Gilligan invites the reader to apply this theory, history and art to their own unfolding gender identities through an imagination no longer hindered by patriarchal characteristics and restrictions. She offers a special focus on the becoming of female subjectivity. She knew that if people, especially, though not only, women, image the possible for themselves and our world, through doing the hard work of becoming subject, not object of any other, such agency would necessarily change even the most intransigent social, economic and cultural problems to shift violence towards peace, lies towards truth, poverty and inequality towards the flourishing of every one. She bore witness to this in her own life, with others.

Dr Ann Louise Gilligan was appointed to the staff of St Patrick’s College, Drumcondra, Dublin, Ireland in 1976, and worked in the area of teacher education for over thirty years. She was Head of the Department of Religious Studies, St. Patrick’s College (1983-1989). She transferred to its Education department in 1990 where she established and directed its Educational Disadvantage Centre and lectured on philosophy of the imagination, difference and educational equality. She co-founded An Cosán, a community based lifelong learning centre in Tallaght, Dublin with Dr Katherine Zappone.

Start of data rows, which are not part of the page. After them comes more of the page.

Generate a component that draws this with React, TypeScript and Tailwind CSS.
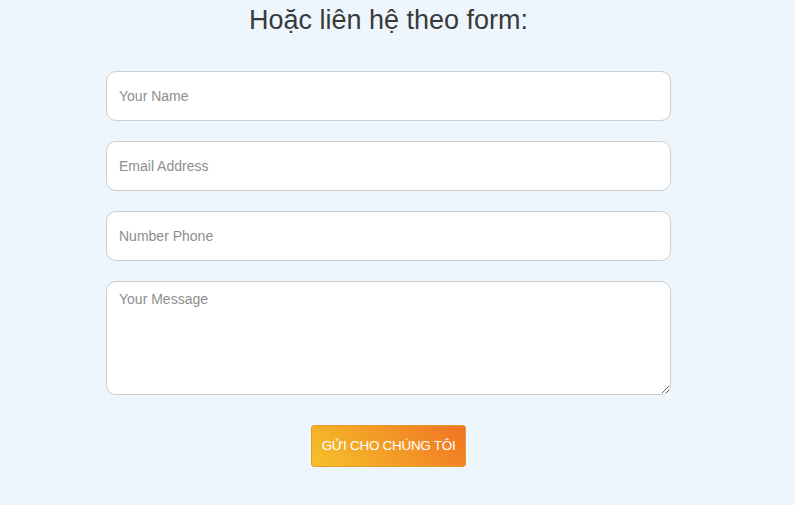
import { useState } from 'react';

export default function App() {
  const [name, setName] = useState('');
  const [email, setEmail] = useState('');
  const [phone, setPhone] = useState('');
  const [message, setMessage] = useState('');

  const inputCls =
    'w-full h-[50px] border border-[#cfcfcf] rounded-[10px] bg-white px-3 text-[14px] text-[#333] placeholder:text-[#8e8e8e] outline-none';

  return (
    <div className="min-h-[505px] w-full bg-[#eef6fd] font-['Liberation_Sans',Arial,sans-serif]">
      <div className="ml-[106px] w-[565px] flex flex-col">
        <h2 className="text-[27px] leading-[38px] text-[#3a3a3a] text-center pt-[1px]">Hoặc liên hệ theo form:</h2>
        <form className="flex flex-col gap-5 mt-[32px]" onSubmit={(e) => e.preventDefault()}>
          <input className={inputCls} placeholder="Your Name" value={name} onChange={(e) => setName(e.target.value)} />
          <input className={inputCls} placeholder="Email Address" value={email} onChange={(e) => setEmail(e.target.value)} />
          <input className={inputCls} placeholder="Number Phone" value={phone} onChange={(e) => setPhone(e.target.value)} />
          <textarea
            className="w-full h-[114px] border border-[#cfcfcf] rounded-[10px] bg-white px-3 py-[7px] text-[14px] text-[#333] placeholder:text-[#8e8e8e] outline-none"
            placeholder="Your Message"
            value={message}
            onChange={(e) => setMessage(e.target.value)}
          />
          <div className="flex justify-center mt-[10px]">
            <button
              type="submit"
              className="w-[155px] h-[42px] rounded-[3px] text-white text-[13.5px] tracking-[-0.3px] bg-[linear-gradient(45deg,#f6c22b,#f07323)] border border-[#e89a2a]"
            >
              GỬI CHO CHÚNG TÔI
            </button>
          </div>
        </form>
      </div>
    </div>
  );
}
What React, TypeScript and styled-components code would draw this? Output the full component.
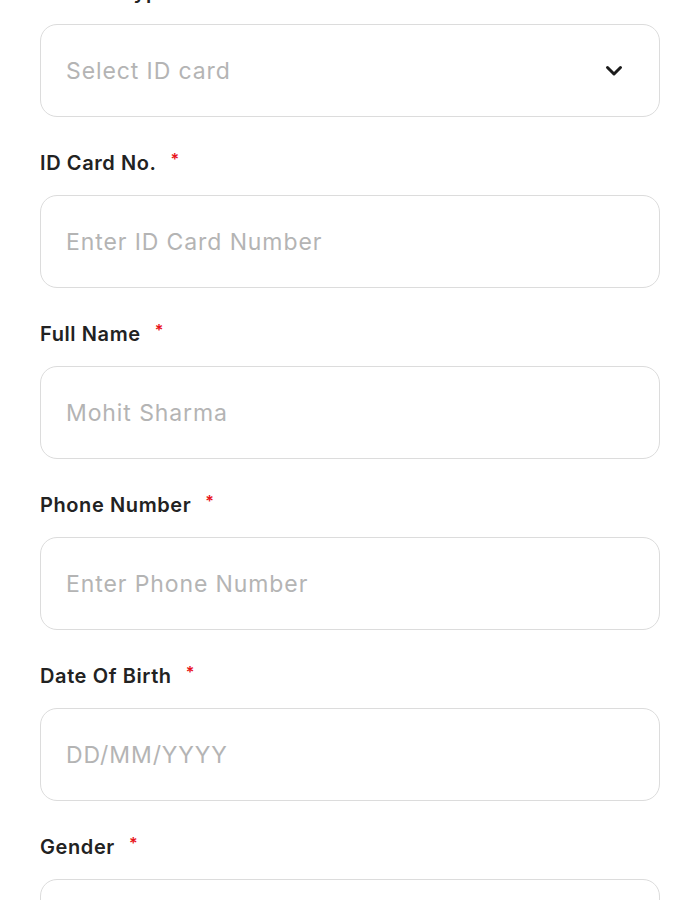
import styled, { createGlobalStyle } from 'styled-components';

const GlobalStyle = createGlobalStyle`
    body {
        margin: 0;
        background: #ffffff;
        font-family: Inter, "Noto Sans", sans-serif;
    }
`;

const fields = [
    { label: 'ID Card Type', placeholder: 'Select ID card', select: true },
    { label: 'ID Card No.', placeholder: 'Enter ID Card Number' },
    { label: 'Full Name', placeholder: 'Mohit Sharma' },
    { label: 'Phone Number', placeholder: 'Enter Phone Number' },
    { label: 'Date Of Birth', placeholder: 'DD/MM/YYYY' },
    { label: 'Gender', placeholder: 'Select gender', select: true },
];

function ChevronIcon() {
    return (
        <svg width="18" height="12" viewBox="0 0 18 12" fill="none">
            <polyline points="2.5,2.5 9,9 15.5,2.5" stroke="#1c1c1c" strokeWidth="3" strokeLinecap="round" strokeLinejoin="round" />
        </svg>
    );
}

function App() {
    return (
        <>
            <GlobalStyle />
            <Form>
                {fields.map((f) => (
                    <Field key={f.label}>
                        <Label>
                            {f.label}
                            <Required>*</Required>
                        </Label>
                        <InputBox>
                            <Input placeholder={f.placeholder} readOnly={f.select} />
                            {f.select && <ChevronIcon />}
                        </InputBox>
                    </Field>
                ))}
            </Form>
        </>
    );
}

const Form = styled.form`
    display: flex;
    flex-direction: column;
    gap: 34px;
    padding: 0 40px;
    margin-top: -20px;
`;

const Field = styled.div`
    display: flex;
    flex-direction: column;
    gap: 20px;
`;

const Label = styled.label`
    display: flex;
    align-items: flex-start;
    height: 24px;
    line-height: 24px;
    font-size: 20px;
    font-weight: 600;
    color: #222222;
    letter-spacing: 0.6px;
`;

const Required = styled.span`
    margin-left: 14px;
    font-size: 16px;
    line-height: 16px;
    color: #e8141b;
`;

const InputBox = styled.div`
    box-sizing: border-box;
    display: flex;
    align-items: center;
    height: 93px;
    padding: 0 36px 0 25px;
    border: 1.5px solid #dcdcdc;
    border-radius: 17px;
    background: #ffffff;
`;

const Input = styled.input`
    flex: 1;
    border: none;
    outline: none;
    background: transparent;
    font-family: Inter, "Noto Sans", sans-serif;
    font-size: 23px;
    letter-spacing: 0.9px;
    color: #222222;
    padding: 0;

    &::placeholder {
        color: #b4b4b4;
    }
`;

export default App;
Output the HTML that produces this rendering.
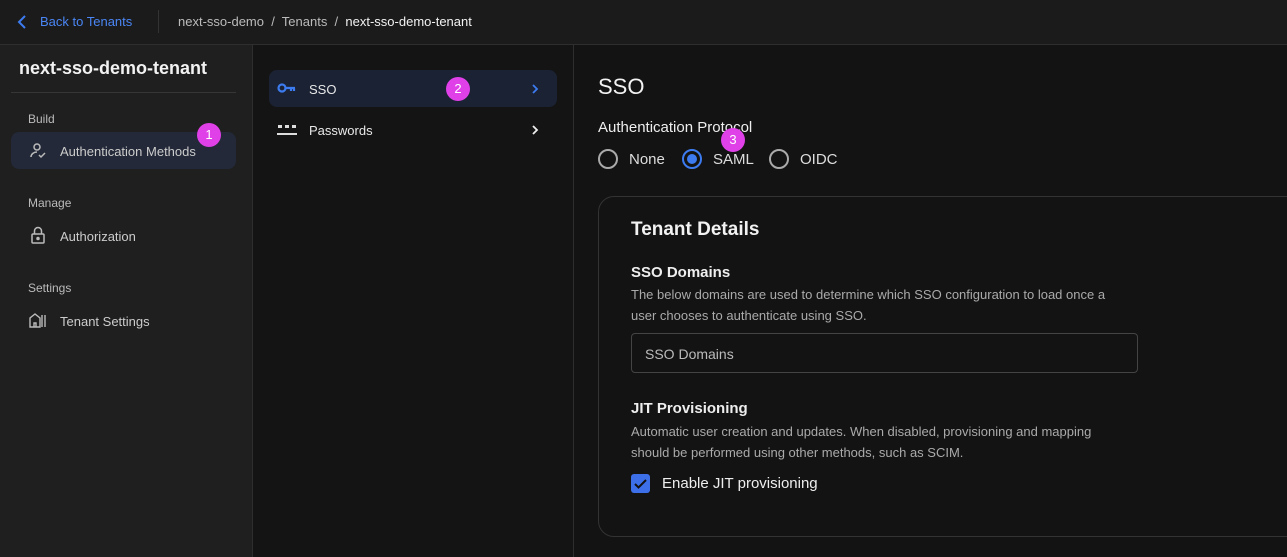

She co-authored their memoirs, Our Lives Out Loud. Their public advocacy and legal case to have their Vancouver marriage recognised by Irish law was the catalyst for the passing of the referendum on marriage equality in 2015. After Ann Louise Gilligan’s death in June 2017, Dublin City University named a lecture theatre in its Institute of Education, St. Patrick’s Campus in her honour.

Dr Katherine Zappone is a human rights advocate, educator, author and former Independent Minister for Children and Youth Affairs as well as Senator in Ireland. She served as Special Envoy on Ireland’s successful bid to secure a seat at the United Nation’s Security Council. She has taught ethics, feminist theory and human rights in Trinity College Dublin and throughout Europe, Australia, Canada and the United States. She is an International Expert on the Lancet Covid-19 Commission, and an international consultant to UN agencies. Ann Louise Gilligan is her late spouse and co-changemaker.